## begin RECORDS PROVIDED

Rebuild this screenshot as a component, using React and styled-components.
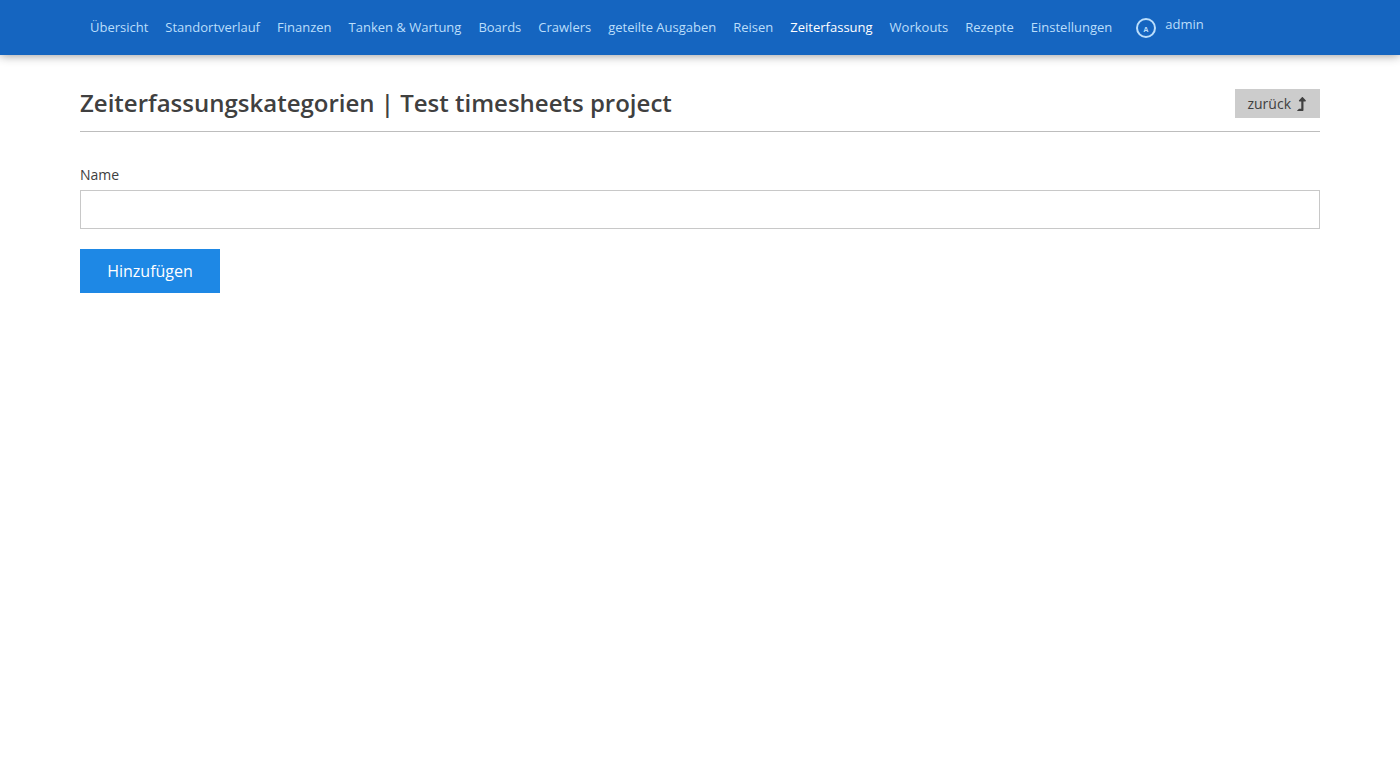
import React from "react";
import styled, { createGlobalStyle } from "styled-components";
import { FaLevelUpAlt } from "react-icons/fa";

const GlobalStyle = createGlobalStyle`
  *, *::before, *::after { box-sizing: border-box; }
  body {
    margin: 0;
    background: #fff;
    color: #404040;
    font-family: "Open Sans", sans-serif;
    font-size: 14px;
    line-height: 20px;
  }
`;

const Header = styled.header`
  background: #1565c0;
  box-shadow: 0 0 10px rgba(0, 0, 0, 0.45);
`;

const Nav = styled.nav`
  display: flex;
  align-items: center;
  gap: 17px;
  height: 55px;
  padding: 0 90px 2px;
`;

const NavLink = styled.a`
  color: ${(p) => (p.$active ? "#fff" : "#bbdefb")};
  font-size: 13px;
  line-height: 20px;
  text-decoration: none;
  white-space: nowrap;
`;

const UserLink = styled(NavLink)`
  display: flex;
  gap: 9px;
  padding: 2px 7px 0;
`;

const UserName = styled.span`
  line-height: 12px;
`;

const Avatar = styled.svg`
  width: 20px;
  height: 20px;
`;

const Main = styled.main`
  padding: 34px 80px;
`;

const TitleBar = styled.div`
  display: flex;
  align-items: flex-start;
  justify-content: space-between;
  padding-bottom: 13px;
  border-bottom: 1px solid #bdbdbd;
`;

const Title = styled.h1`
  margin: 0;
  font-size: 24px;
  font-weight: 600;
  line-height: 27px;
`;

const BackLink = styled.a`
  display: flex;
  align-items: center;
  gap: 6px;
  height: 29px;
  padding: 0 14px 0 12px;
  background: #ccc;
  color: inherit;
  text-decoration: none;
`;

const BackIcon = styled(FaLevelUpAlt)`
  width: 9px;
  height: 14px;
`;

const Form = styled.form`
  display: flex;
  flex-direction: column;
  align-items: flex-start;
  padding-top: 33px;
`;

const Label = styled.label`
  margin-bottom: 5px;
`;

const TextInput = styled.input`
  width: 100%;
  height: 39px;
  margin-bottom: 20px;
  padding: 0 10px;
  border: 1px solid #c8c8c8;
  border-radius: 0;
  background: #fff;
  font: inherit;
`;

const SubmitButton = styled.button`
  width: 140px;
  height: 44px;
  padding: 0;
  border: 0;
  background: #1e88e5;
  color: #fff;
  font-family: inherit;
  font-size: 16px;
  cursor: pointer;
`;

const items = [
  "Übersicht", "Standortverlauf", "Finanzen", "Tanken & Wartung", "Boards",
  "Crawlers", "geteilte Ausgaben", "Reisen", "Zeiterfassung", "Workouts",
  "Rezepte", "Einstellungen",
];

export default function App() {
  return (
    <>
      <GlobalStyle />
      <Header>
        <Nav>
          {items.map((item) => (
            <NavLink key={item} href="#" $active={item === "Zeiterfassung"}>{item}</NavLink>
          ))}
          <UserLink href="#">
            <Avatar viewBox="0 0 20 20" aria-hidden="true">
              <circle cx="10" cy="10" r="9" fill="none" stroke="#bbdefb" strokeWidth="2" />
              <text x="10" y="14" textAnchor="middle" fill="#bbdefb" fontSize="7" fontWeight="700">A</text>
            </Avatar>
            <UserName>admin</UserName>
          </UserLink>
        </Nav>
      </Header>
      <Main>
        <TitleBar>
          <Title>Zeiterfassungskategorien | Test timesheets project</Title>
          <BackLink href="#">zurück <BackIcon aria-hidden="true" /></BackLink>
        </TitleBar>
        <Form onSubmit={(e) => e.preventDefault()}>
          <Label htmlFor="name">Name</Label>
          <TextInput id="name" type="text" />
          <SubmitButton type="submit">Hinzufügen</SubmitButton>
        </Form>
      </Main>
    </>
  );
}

## end RECORDS PROVIDED
## begin RECORDS PROVIDED

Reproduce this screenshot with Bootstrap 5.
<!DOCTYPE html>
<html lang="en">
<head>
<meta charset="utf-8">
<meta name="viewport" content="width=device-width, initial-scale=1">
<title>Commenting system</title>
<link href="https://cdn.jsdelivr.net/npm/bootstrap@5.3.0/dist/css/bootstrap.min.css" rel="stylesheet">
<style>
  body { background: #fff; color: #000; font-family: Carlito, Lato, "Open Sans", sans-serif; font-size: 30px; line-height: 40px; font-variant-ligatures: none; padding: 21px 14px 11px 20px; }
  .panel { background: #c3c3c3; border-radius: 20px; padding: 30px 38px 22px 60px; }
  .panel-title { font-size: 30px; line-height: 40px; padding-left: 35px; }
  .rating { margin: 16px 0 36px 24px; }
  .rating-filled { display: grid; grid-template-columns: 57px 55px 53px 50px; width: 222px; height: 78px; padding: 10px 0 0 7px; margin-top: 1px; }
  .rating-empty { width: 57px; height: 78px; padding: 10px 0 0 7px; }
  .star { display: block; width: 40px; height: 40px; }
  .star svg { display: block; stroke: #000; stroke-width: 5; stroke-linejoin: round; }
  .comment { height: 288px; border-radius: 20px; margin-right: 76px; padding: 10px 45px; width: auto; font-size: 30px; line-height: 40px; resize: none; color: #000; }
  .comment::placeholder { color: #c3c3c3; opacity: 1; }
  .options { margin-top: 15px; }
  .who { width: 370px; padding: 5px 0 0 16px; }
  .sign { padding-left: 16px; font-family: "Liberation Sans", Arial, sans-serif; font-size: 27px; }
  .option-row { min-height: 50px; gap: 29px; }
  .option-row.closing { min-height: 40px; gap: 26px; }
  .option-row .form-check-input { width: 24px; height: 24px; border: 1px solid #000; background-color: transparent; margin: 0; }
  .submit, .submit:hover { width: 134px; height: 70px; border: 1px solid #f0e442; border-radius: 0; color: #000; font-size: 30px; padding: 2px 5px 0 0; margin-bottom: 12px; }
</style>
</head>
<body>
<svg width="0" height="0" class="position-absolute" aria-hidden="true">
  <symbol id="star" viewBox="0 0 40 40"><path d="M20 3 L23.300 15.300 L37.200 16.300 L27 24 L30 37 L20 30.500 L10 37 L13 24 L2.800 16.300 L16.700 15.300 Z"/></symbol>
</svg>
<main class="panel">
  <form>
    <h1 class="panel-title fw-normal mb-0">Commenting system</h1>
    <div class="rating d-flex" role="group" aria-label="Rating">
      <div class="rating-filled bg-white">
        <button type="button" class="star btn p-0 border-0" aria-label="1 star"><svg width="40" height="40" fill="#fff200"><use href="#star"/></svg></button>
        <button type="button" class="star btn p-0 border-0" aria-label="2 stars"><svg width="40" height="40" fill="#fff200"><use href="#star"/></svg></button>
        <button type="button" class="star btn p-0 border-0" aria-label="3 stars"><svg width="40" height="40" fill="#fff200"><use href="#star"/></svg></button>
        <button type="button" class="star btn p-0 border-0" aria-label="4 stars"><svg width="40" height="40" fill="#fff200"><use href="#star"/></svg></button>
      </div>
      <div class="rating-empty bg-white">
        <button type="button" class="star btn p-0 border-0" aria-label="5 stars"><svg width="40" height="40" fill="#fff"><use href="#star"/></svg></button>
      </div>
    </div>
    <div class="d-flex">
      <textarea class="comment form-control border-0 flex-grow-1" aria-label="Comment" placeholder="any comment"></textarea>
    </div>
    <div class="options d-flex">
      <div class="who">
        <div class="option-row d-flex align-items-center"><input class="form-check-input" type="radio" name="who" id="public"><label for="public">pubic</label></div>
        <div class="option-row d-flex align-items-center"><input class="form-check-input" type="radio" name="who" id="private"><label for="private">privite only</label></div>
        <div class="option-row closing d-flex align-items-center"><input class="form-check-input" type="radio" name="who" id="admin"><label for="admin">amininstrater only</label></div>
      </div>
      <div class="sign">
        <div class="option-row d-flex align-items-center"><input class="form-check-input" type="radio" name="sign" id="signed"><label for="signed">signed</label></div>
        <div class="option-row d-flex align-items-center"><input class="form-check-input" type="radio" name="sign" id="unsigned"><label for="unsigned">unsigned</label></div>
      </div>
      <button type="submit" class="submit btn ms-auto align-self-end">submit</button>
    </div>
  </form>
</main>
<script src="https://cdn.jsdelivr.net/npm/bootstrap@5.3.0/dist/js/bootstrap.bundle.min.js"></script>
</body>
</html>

## end RECORDS PROVIDED
## begin RECORDS PROVIDED

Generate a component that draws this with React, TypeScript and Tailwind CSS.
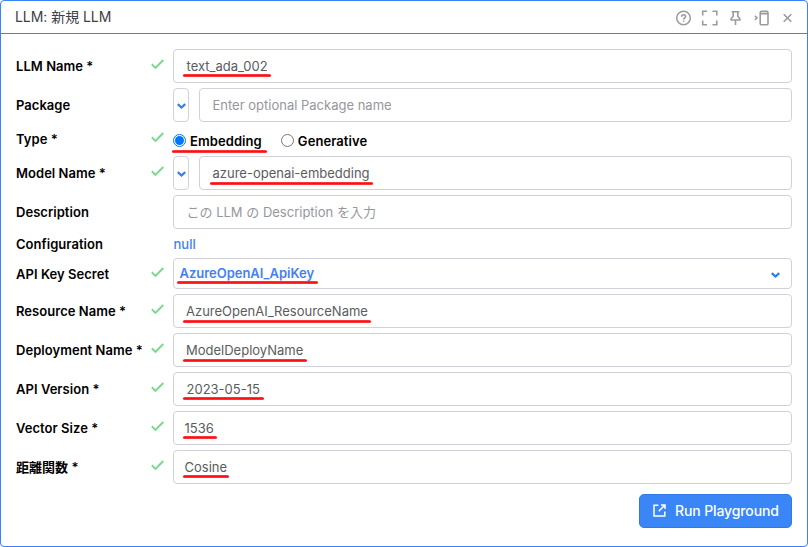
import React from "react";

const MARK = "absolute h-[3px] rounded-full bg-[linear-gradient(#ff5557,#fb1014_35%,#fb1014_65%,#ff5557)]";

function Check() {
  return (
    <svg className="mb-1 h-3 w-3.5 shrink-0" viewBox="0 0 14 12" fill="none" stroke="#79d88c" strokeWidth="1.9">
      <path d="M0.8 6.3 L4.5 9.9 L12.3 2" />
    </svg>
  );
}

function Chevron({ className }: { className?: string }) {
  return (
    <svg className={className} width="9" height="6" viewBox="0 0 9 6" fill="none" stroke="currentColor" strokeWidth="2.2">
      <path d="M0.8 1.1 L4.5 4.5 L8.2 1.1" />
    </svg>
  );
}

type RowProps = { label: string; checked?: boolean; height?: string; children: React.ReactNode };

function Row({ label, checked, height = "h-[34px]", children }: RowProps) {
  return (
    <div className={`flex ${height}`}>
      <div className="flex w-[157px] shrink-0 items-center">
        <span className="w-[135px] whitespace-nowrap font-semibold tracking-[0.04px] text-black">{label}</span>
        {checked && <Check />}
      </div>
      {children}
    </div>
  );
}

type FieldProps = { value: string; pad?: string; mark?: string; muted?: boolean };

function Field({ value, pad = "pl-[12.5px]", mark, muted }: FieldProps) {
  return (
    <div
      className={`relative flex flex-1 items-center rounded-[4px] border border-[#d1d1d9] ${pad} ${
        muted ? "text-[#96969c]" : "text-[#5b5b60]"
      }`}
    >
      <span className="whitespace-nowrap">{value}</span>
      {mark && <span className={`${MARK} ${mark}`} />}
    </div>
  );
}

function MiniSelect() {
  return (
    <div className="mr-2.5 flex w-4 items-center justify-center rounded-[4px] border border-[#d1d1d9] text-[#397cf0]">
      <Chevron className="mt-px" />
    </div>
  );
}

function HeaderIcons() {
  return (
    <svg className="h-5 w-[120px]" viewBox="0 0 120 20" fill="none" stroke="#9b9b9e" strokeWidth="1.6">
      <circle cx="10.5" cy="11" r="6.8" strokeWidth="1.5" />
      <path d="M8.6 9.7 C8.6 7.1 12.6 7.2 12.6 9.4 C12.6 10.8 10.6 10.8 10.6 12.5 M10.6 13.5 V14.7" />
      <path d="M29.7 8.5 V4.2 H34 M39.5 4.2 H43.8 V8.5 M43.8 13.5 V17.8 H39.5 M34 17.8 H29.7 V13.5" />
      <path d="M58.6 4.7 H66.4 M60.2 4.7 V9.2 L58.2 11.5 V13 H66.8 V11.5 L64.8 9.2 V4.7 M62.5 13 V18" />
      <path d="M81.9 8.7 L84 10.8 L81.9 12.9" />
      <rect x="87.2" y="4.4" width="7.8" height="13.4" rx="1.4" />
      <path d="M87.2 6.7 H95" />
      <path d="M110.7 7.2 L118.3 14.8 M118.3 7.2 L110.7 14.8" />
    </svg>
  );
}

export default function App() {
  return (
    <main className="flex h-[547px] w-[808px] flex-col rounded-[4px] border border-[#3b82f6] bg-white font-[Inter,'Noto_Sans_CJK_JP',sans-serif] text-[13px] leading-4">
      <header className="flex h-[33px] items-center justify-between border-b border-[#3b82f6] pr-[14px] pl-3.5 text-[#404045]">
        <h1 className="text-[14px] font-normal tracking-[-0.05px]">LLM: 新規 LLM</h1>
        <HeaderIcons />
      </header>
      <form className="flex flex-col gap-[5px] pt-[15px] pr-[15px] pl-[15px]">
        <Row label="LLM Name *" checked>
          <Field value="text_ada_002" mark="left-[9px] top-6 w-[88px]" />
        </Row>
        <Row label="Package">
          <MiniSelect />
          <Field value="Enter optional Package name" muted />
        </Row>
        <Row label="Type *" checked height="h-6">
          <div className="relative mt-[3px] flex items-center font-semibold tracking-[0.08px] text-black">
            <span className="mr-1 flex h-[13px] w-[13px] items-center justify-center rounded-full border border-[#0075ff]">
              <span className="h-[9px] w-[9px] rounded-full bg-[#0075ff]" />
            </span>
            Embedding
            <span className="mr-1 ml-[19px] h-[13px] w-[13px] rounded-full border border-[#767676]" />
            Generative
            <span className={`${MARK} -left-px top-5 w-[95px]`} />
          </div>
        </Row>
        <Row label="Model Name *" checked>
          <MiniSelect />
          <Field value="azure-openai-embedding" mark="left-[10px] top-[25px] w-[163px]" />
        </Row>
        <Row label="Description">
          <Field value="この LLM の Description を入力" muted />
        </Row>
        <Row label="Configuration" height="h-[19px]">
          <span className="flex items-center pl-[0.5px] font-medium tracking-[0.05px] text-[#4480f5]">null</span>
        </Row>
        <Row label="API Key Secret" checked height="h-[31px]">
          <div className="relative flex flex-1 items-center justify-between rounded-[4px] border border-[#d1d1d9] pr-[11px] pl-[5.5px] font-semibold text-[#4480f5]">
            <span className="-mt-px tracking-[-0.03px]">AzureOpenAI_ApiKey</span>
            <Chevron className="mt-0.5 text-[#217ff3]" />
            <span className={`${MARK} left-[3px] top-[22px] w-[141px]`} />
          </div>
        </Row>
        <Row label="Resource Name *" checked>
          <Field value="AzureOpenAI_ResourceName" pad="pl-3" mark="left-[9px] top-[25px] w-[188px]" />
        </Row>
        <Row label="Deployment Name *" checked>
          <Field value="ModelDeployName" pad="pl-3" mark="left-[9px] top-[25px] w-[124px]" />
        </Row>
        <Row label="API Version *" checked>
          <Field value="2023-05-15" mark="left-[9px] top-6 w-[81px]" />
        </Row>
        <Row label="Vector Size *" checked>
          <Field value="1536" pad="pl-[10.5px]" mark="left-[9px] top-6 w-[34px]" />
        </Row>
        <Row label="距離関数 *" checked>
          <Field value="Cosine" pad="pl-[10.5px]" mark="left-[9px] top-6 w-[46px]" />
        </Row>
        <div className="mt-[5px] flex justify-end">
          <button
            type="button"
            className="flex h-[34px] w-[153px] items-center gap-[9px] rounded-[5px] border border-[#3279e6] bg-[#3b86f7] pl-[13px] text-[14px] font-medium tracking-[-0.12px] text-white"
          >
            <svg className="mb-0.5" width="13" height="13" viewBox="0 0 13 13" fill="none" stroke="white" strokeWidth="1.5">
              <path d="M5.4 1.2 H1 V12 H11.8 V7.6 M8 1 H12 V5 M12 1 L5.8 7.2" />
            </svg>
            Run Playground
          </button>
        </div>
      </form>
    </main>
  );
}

## end RECORDS PROVIDED

→ WHAT THE TASK REQUIRES: Using the listing above, repeat word for word each line from the one with "Generate a component" down to the one with "string; pad?: string;", both included. Omit all pictures.

→ FINISHED TASK:
Generate a component that draws this with React, TypeScript and Tailwind CSS.
import React from "react";

const MARK = "absolute h-[3px] rounded-full bg-[linear-gradient(#ff5557,#fb1014_35%,#fb1014_65%,#ff5557)]";

function Check() {
  return (
    <svg className="mb-1 h-3 w-3.5 shrink-0" viewBox="0 0 14 12" fill="none" stroke="#79d88c" strokeWidth="1.9">
      <path d="M0.8 6.3 L4.5 9.9 L12.3 2" />
    </svg>
  );
}

function Chevron({ className }: { className?: string }) {
  return (
    <svg className={className} width="9" height="6" viewBox="0 0 9 6" fill="none" stroke="currentColor" strokeWidth="2.2">
      <path d="M0.8 1.1 L4.5 4.5 L8.2 1.1" />
    </svg>
  );
}

type RowProps = { label: string; checked?: boolean; height?: string; children: React.ReactNode };

function Row({ label, checked, height = "h-[34px]", children }: RowProps) {
  return (
    <div className={`flex ${height}`}>
      <div className="flex w-[157px] shrink-0 items-center">
        <span className="w-[135px] whitespace-nowrap font-semibold tracking-[0.04px] text-black">{label}</span>
        {checked && <Check />}
      </div>
      {children}
    </div>
  );
}

type FieldProps = { value: string; pad?: string; mark?: string; muted?: boolean };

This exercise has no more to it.